Interaction with other commentaries is minimal in the body of the commentary, but Seifrid is obviously well-informed by a broad spectrum of scholarship. It is not surprising that Luther is one of the most cited commentaries in the notes (according to the index), but only one reference to Ralph Martin’s WBC commentary is strange. (Ironically, Barack Obama is also cited one time as well!) Another difference between this commentary and others in the PNTC series is Seifrid use of German scholarship. Seifrid often cites the work of the Lutheran systematic theologian Oswald Bayer.

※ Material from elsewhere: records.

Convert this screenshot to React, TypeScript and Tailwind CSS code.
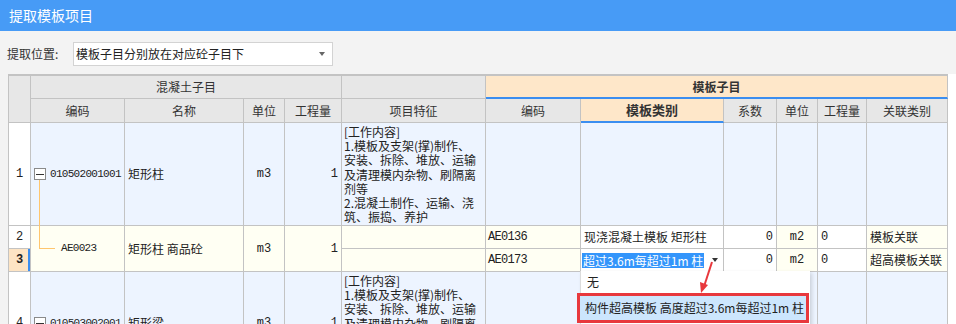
import React from "react";

const cjk = { fontFamily: '"Noto Sans CJK SC", "Noto Sans", sans-serif' };
const mono = { fontFamily: '"Liberation Mono", "Noto Sans CJK SC", monospace' };

const cell = "border-r border-b border-[#c3c3c3] text-[12px] text-[#222] flex items-center overflow-hidden whitespace-nowrap";
const head = `${cell} justify-center bg-[#e7e7e7] text-[#333]`;
const blue = "bg-[#edf4ff]";
const yellow = "bg-[#fffff3]";

const features = [
  "[工作内容]",
  "1.模板及支架(撑)制作、",
  "安装、拆除、堆放、运输",
  "及清理模内杂物、刷隔离",
  "剂等",
  "2.混凝土制作、运输、浇",
  "筑、振捣、养护",
];

function Expander() {
  return (
    <span className="w-[12px] h-[12px] border border-[#8a8a8a] bg-white flex items-center justify-center shrink-0">
      <span className="w-[8px] h-px bg-[#333]" />
    </span>
  );
}

function Features({ tint }: { tint: string }) {
  return (
    <div className={`border-r border-b border-[#c3c3c3] text-[12px] text-[#222] overflow-hidden pl-[2px] pt-[2px] leading-[14.2px] ${tint}`}>
      {features.map((l) => (
        <div key={l}>{l}</div>
      ))}
    </div>
  );
}

function ParentRow({ n, code, name }: { n: string; code: string; name: string }) {
  return (
    <>
      <div className={`${cell} justify-center bg-white`} style={mono}>{n}</div>
      <div className={`${cell} ${blue} pl-[3px] gap-[4px]`}>
        <Expander />
        <span style={mono} className="text-[11px] tracking-[-0.7px]">{code}</span>
      </div>
      <div className={`${cell} ${blue} pl-[3px]`}>{name}</div>
      <div className={`${cell} ${blue} justify-center text-[11px]`} style={mono}>m3</div>
      <div className={`${cell} ${blue} justify-end pr-[3px] text-[11px]`} style={mono}>1</div>
      <Features tint={blue} />
      <div className={`${cell} ${blue}`} />
      <div className={`${cell} ${blue}`} />
      <div className={`${cell} ${blue}`} />
      <div className={`${cell} ${blue}`} />
      <div className={`${cell} ${blue}`} />
      <div className={`${cell} ${blue}`} />
    </>
  );
}

function TemplateRow({ n, code, kind, link, active }: { n: string; code: string; kind?: string; link: string; active?: boolean }) {
  return (
    <>
      <div
        className={`${cell} justify-center ${active ? "bg-[#fde4c4] font-bold shadow-[inset_-2px_0_0_#3b8ef0]" : "bg-white"}`}
        style={mono}
      >
        {n}
      </div>
      {n === "2" && (
        <>
          <div className={`${cell} ${yellow} row-span-2 relative`}>
            <span style={mono} className="text-[11px] tracking-[-0.7px] pl-[30px]">AE0023</span>
          </div>
          <div className={`${cell} ${yellow} row-span-2 pl-[3px]`}>矩形柱 商品砼</div>
          <div className={`${cell} ${yellow} row-span-2 justify-center text-[11px]`} style={mono}>m3</div>
          <div className={`${cell} ${yellow} row-span-2 justify-end pr-[3px] text-[11px]`} style={mono}>1</div>
        </>
      )}
      <div className={`${cell} ${yellow}`} />
      <div className={`${cell} ${yellow} pl-[2px] text-[11px] tracking-[-0.7px]`} style={mono}>{code}</div>
      {active ? (
        <div className={`${cell} bg-white relative pl-[1px]`}>
          <span className="absolute -left-px -top-px -right-px -bottom-px border border-[#3b8ef0]" />
          <span className="bg-[#3395fb] text-white leading-[15px] px-px">超过3.6m每超过1m 柱</span>
          <span className="ml-[8px] w-0 h-0 border-l-[3.5px] border-r-[3.5px] border-t-[4px] border-l-transparent border-r-transparent border-t-[#333]" />
        </div>
      ) : (
        <div className={`${cell} bg-white pl-[3px]`}>{kind}</div>
      )}
      <div className={`${cell} bg-white justify-end pr-[3px] text-[11px]`} style={mono}>0</div>
      <div className={`${cell} ${yellow} justify-center text-[11px]`} style={mono}>m2</div>
      <div className={`${cell} bg-white pl-[3px] text-[11px]`} style={mono}>0</div>
      <div className={`${cell} ${yellow} pl-[3px]`}>{link}</div>
    </>
  );
}

export default function App() {
  return (
    <div className="w-[956px] h-[324px] overflow-hidden bg-white relative" style={cjk}>
      {/* title */}
      <div className="h-[31px] bg-[#479bf6] flex items-center pl-[9px] text-white text-[14px]">提取模板项目</div>

      {/* options */}
      <div className="h-[43px] bg-[#f3f3f3] flex items-start pl-[7px] pt-[11px]">
        <span className="text-[12px] text-[#333] leading-[24px] w-[66px]">提取位置:</span>
        <div className="w-[260px] h-[24px] bg-white border border-[#d3d3d3] flex items-center pl-[2px] pr-[7px] text-[12px] text-[#222]">
          <span className="flex-1">模板子目分别放在对应砼子目下</span>
          <span className="w-0 h-0 border-l-[3.5px] border-r-[3.5px] border-t-[4px] border-l-transparent border-r-transparent border-t-[#666]" />
        </div>
      </div>

      {/* grid */}
      <div className="flex">
        <div className="w-[8px] bg-[#f3f3f3] shrink-0" />
        <div className="grid grid-cols-[22px_94px_119px_41px_57px_144px_95px_143px_53px_41px_49px_81px] grid-rows-[23px_24px_103px_23px_23px_103px] border-t-2 border-l border-[#c3c3c3] bg-white">
          <div className={`${head} row-span-2`} />
          <div className={`${head} col-span-4`}>混凝土子目</div>
          <div className={head} />
          <div className={`${head} col-span-6 !bg-[#fee7c9] font-bold !border-b-2 !border-b-[#3b8ef0]`}>模板子目</div>

          <div className={head}>编码</div>
          <div className={head}>名称</div>
          <div className={head}>单位</div>
          <div className={head}>工程量</div>
          <div className={head}>项目特征</div>
          <div className={head}>编码</div>
          <div className={`${head} !bg-[#fee7c9] font-bold text-[13px] !border-b-2 !border-b-[#3b8ef0]`}>模板类别</div>
          <div className={head}>系数</div>
          <div className={head}>单位</div>
          <div className={head}>工程量</div>
          <div className={head}>关联类别</div>

          <ParentRow n="1" code="010502001001" name="矩形柱" />
          <TemplateRow n="2" code="AE0136" kind="现浇混凝土模板 矩形柱" link="模板关联" />
          <TemplateRow n="3" code="AE0173" link="超高模板关联" active />
          <ParentRow n="4" code="010503002001" name="矩形梁" />
        </div>
        <div className="flex-1 bg-white" />
      </div>

      {/* tree connector */}
      <div className="absolute left-[39px] top-[180px] w-[16px] h-[69px] border-l border-b border-[#ffc66e]" />

      {/* dropdown list */}
      <div className="absolute left-[580px] top-[271px] w-[230px] h-[60px] bg-white border-l border-[#dcdcdc] shadow-[2px_2px_4px_rgba(0,0,0,0.15)]">
        <div className="h-[22px] flex items-center pl-[6px] text-[12px] text-[#222]">无</div>
        <div className="-ml-[4px] w-[232px] h-[30px] border-[3px] border-[#e8383d] bg-[#cce6fd] flex items-center pl-[5px] text-[12px] text-[#222] whitespace-nowrap">
          构件超高模板 高度超过3.6m每超过1m 柱
        </div>
      </div>

      {/* red arrow */}
      <svg className="absolute left-[694px] top-[258px]" width="24" height="40" viewBox="0 0 24 40">
        <line x1="18" y1="4" x2="10.5" y2="27" stroke="#e8383d" strokeWidth="2" />
        <polygon points="6,24 14,27 7,35" fill="#e8383d" />
      </svg>
    </div>
  );
}
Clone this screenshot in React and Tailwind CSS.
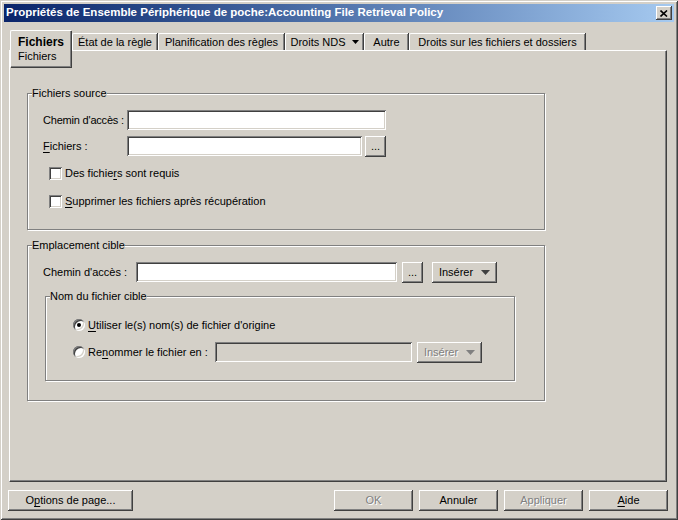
const FONT = "font-['Liberation_Sans',Arial,sans-serif]";

const raised =
  'bg-[#d4d0c8] shadow-[inset_-1px_-1px_0_#404040,inset_1px_1px_0_#fff,inset_-2px_-2px_0_#808080]';
const sunken =
  'shadow-[inset_1px_1px_0_#808080,inset_-1px_-1px_0_#fff,inset_2px_2px_0_#404040,inset_-2px_-2px_0_#d4d0c8]';
const disabledText = 'text-[#808080] [text-shadow:1px_1px_0_#fff]';

function Caret({ disabled, small }) {
  return small ? (
    <svg width="7" height="4" viewBox="0 0 7 4" className="shrink-0">
      <path d="M0 0h7L3.5 4z" fill="#000" />
    </svg>
  ) : (
    <svg width="9" height="5" viewBox="0 0 9 5" className="shrink-0">
      <path d="M0 0h9L4.5 5z" fill={disabled ? '#808080' : '#404040'} />
    </svg>
  );
}

function Button({ className = '', disabled, children }) {
  return (
    <div className={`${raised} h-[21px] shrink-0 flex items-center justify-center ${disabled ? disabledText : ''} ${className}`}>
      {children}
    </div>
  );
}

function Input({ className = '', disabled }) {
  return <div className={`${sunken} h-[20px] shrink-0 ${disabled ? 'bg-[#d4d0c8]' : 'bg-white'} ${className}`} />;
}

function Checkbox() {
  return <div className={`${sunken} w-[13px] h-[13px] bg-white shrink-0`} />;
}

function Radio({ checked }) {
  return (
    <div className="w-[12px] h-[12px] rounded-full bg-white shrink-0 flex items-center justify-center shadow-[inset_1px_1px_0_#808080,inset_-1px_-1px_0_#fff,inset_2px_2px_0_#404040,inset_-2px_-2px_0_#d4d0c8]">
      {checked && <div className="w-[4px] h-[4px] rounded-full bg-black" />}
    </div>
  );
}

function Group({ title, className = '', children }) {
  return (
    <fieldset className={`border border-[#808080] shadow-[inset_1px_1px_0_#fff,1px_1px_0_#fff] m-0 p-0 ${className}`}>
      <legend className="ml-[4px] px-0 leading-[12px] bg-[#d4d0c8]">{title}</legend>
      {children}
    </fieldset>
  );
}

function Tab({ w, children }) {
  return (
    <div
      className={`h-[17px] ${w} flex items-center justify-center gap-[6px] border-l border-t border-white rounded-tl-[2px] shadow-[inset_-1px_0_0_#808080,1px_0_0_#404040] mr-[1px]`}
    >
      {children}
    </div>
  );
}

export default function App() {
  return (
    <div
      className={`${FONT} text-[11px] text-black whitespace-nowrap w-[678px] h-[520px] bg-[#d4d0c8] p-[4px] flex flex-col shadow-[inset_1px_1px_0_#d4d0c8,inset_-1px_-1px_0_#404040,inset_2px_2px_0_#fff,inset_-2px_-2px_0_#808080]`}
    >
      {/* title bar */}
      <div className="h-[18px] flex items-center justify-between pl-[2px] pr-[2px] bg-gradient-to-r from-[#0a246a] to-[#a6caf0]">
        <span className="text-white font-bold text-[11.5px] leading-none">
          Propriétés de Ensemble Périphérique de poche:Accounting File Retrieval Policy
        </span>
        <div className={`${raised} w-[16px] h-[14px] flex items-center justify-center`}>
          <svg width="8" height="7" viewBox="0 0 8 7">
            <path d="M0.5 0.5L7 6.5M7 0.5L0.5 6.5" stroke="#000" strokeWidth="1.6" />
          </svg>
        </div>
      </div>

      <div className="flex flex-col pl-[5px] pr-[7px]">
        {/* tabs */}
        <div className="mt-[8px] h-[20px] flex items-end">
          <div className="relative z-10 self-start ml-[1px] mr-[1px] w-[61px] h-[37px] bg-[#d4d0c8] border-l border-t border-white rounded-tl-[2px] shadow-[inset_-1px_-1px_0_#808080,1px_1px_0_#404040] pl-[7px] pt-[4px] leading-[14px]">
            <div className="font-bold text-[12px]">Fichiers</div>
            <div>Fichiers</div>
          </div>
          <Tab w="w-[85px]">État de la règle</Tab>
          <Tab w="w-[126px]">Planification des règles</Tab>
          <Tab w="w-[78px]">
            <span>Droits NDS</span>
            <Caret small />
          </Tab>
          <Tab w="w-[44px]">Autre</Tab>
          <Tab w="w-[176px]">Droits sur les fichiers et dossiers</Tab>
        </div>

        {/* panel */}
        <div className="h-[432px] border-l border-t border-white border-r border-b border-r-[#404040] border-b-[#404040] shadow-[inset_-1px_-1px_0_#808080] pl-[17px]">
          <div className="mt-[36px] w-[518px] flex flex-col">
            <Group title="Fichiers source">
              <div className="pl-[15px] pt-[11px] pb-[18px] flex flex-col">
                <div className="h-[20px] flex items-center">
                  <span className="w-[84px] shrink-0 tracking-[-0.2px]">Chemin d'accès :</span>
                  <Input className="w-[259px]" />
                </div>
                <div className="mt-[6px] h-[20px] flex items-center">
                  <span className="w-[84px] shrink-0">
                    <u className="underline-offset-[2px]">F</u>ichiers :
                  </span>
                  <Input className="w-[235px]" />
                  <Button className="ml-[3px] w-[21px] h-[20px]">...</Button>
                </div>
                <div className="mt-[7px] h-[20px] flex items-center pl-[6px] gap-[3px]">
                  <Checkbox />
                  <span>
                    Des fichie<u className="underline-offset-[2px]">r</u>s sont requis
                  </span>
                </div>
                <div className="mt-[8px] h-[20px] flex items-center pl-[6px] gap-[3px]">
                  <Checkbox />
                  <span>
                    <u className="underline-offset-[2px]">S</u>upprimer les fichiers après récupération
                  </span>
                </div>
              </div>
            </Group>

            <Group title="Emplacement cible" className="mt-[9px]">
              <div className="pl-[15px] pt-[11px] pb-[19px] flex flex-col">
                <div className="h-[20px] flex items-center">
                  <span className="w-[93px] shrink-0">Chemin d'accès :</span>
                  <Input className="w-[261px]" />
                  <Button className="ml-[5px] w-[21px] h-[20px]">...</Button>
                  <Button className="ml-[9px] w-[65px] gap-[8px]">
                    <span>Insérer</span>
                    <Caret />
                  </Button>
                </div>

                <Group title="Nom du fichier cible" className="mt-[8px] ml-[2px] w-[470px]">
                  <div className="pl-[27px] pt-[13px] pb-[18px] flex flex-col">
                    <div className="h-[20px] flex items-center gap-[3px]">
                      <Radio checked />
                      <span>
                        <u className="underline-offset-[2px]">U</u>tiliser le(s) nom(s) de fichier d'origine
                      </span>
                    </div>
                    <div className="mt-[7px] h-[20px] flex items-center">
                      <div className="w-[142px] shrink-0 flex items-center gap-[3px]">
                        <Radio />
                        <span>
                          Re<u className="underline-offset-[2px]">n</u>ommer le fichier en :
                        </span>
                      </div>
                      <Input disabled className="w-[197px]" />
                      <Button disabled className="ml-[5px] w-[65px] gap-[8px]">
                        <span>Insérer</span>
                        <Caret disabled />
                      </Button>
                    </div>
                  </div>
                </Group>
              </div>
            </Group>
          </div>
        </div>

        {/* bottom buttons */}
        <div className="mt-[8px] flex items-center -ml-[1px]">
          <Button className="w-[125px]">
            <span>
              O<u className="underline-offset-[2px]">p</u>tions de page...
            </span>
          </Button>
          <div className="ml-auto flex gap-[6px] mr-[-1px]">
            <Button disabled className="w-[79px]">OK</Button>
            <Button className="w-[79px]">Annuler</Button>
            <Button disabled className="w-[79px]">Appliquer</Button>
            <Button className="w-[79px]">
              <span>
                <u className="underline-offset-[2px]">A</u>ide
              </span>
            </Button>
          </div>
        </div>
      </div>
    </div>
  );
}
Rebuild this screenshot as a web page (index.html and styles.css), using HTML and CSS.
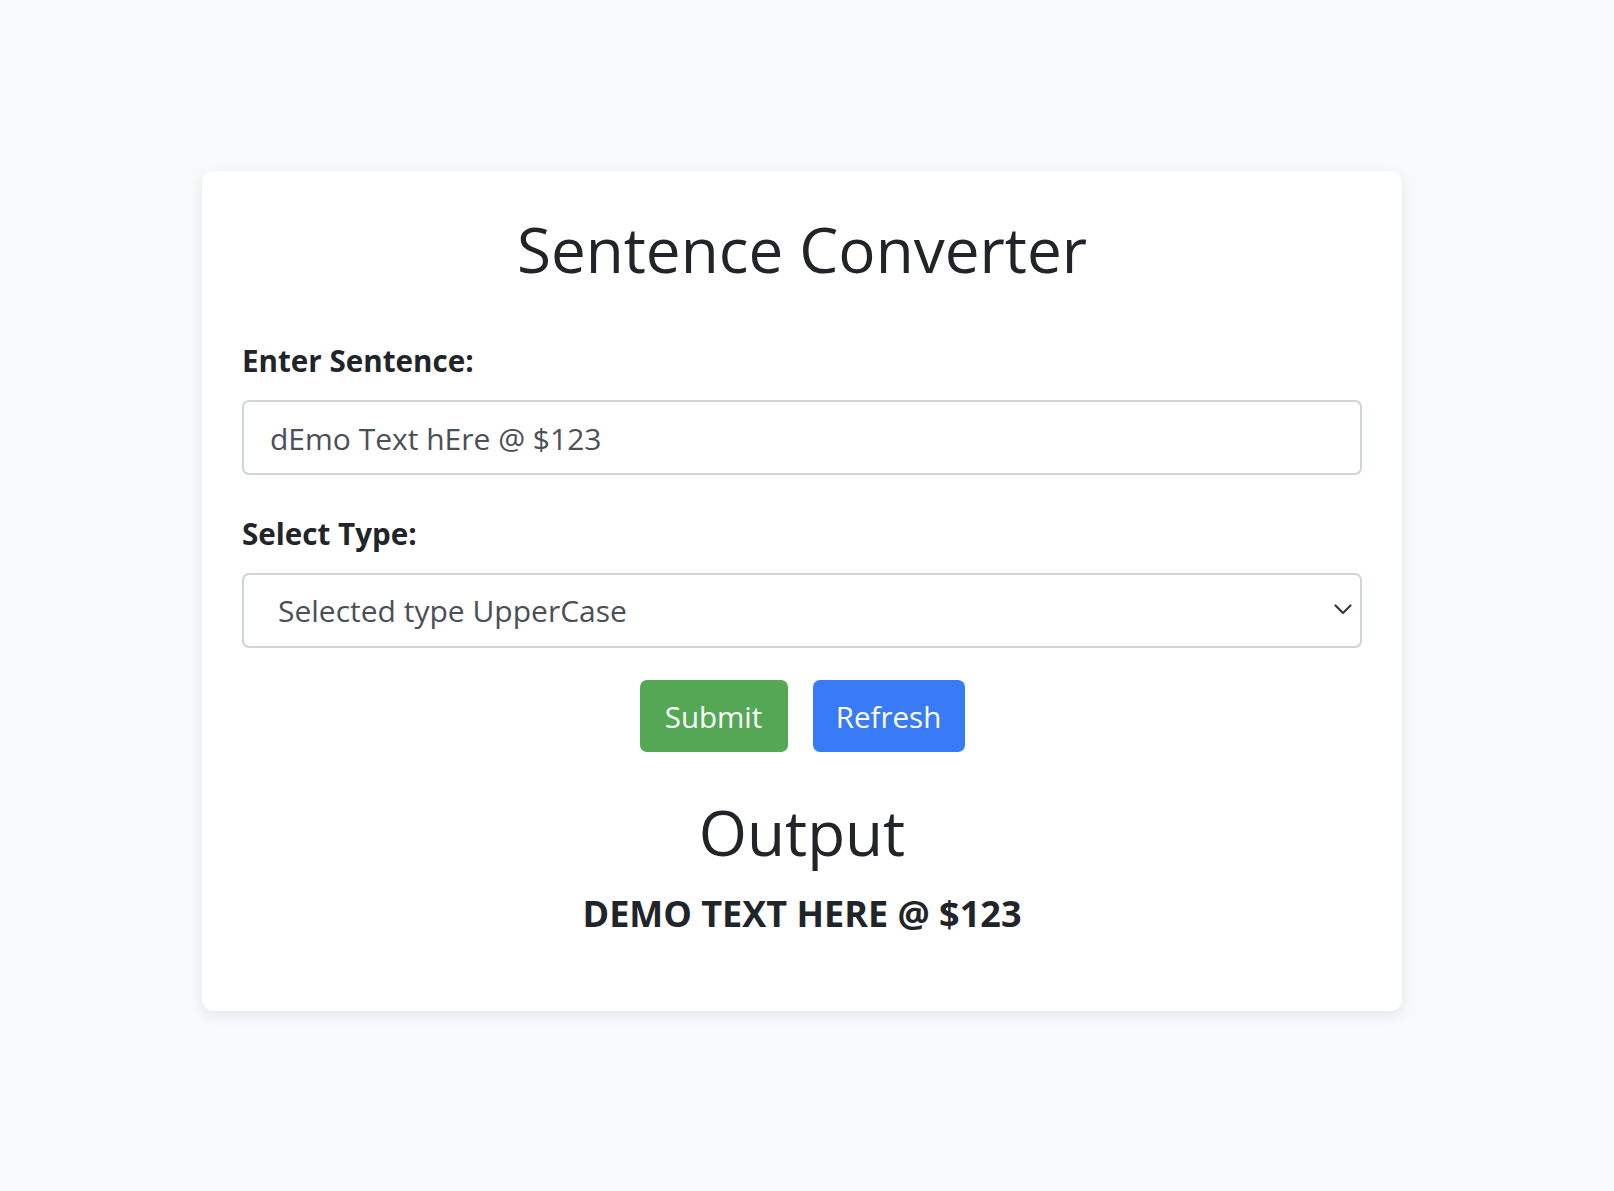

There are three excurses embedded in the commentary. For example, after Paul’s reference to himself as a “minister of the New Covenant” in 2 Cor 3:6, Seifrid offers 4 pages on “Paul’s Understanding of ‘Covenant.’” This brief overview of a monograph-worthy topic is a kind of biblical theology of Covenant,” beginning with Galatians and concluding with Hebrews. Seifrid concludes Paul’s contrast between the New and Old Covenants in 3:6 and 3:14 is consistent with both Galatians and Hebrews.

Conclusion. Seifrid’s commentary on 2 Corinthians is another excellent contribution to the study of this oft-neglected letter of Paul. While it is certainly more theological than exegetical, it will nevertheless be a valuable resource for Bible teachers and pastors for many years.

 

NB: Thanks to Eerdmans for kindly providing me with a review copy of this book. This did not influence my thoughts regarding the work.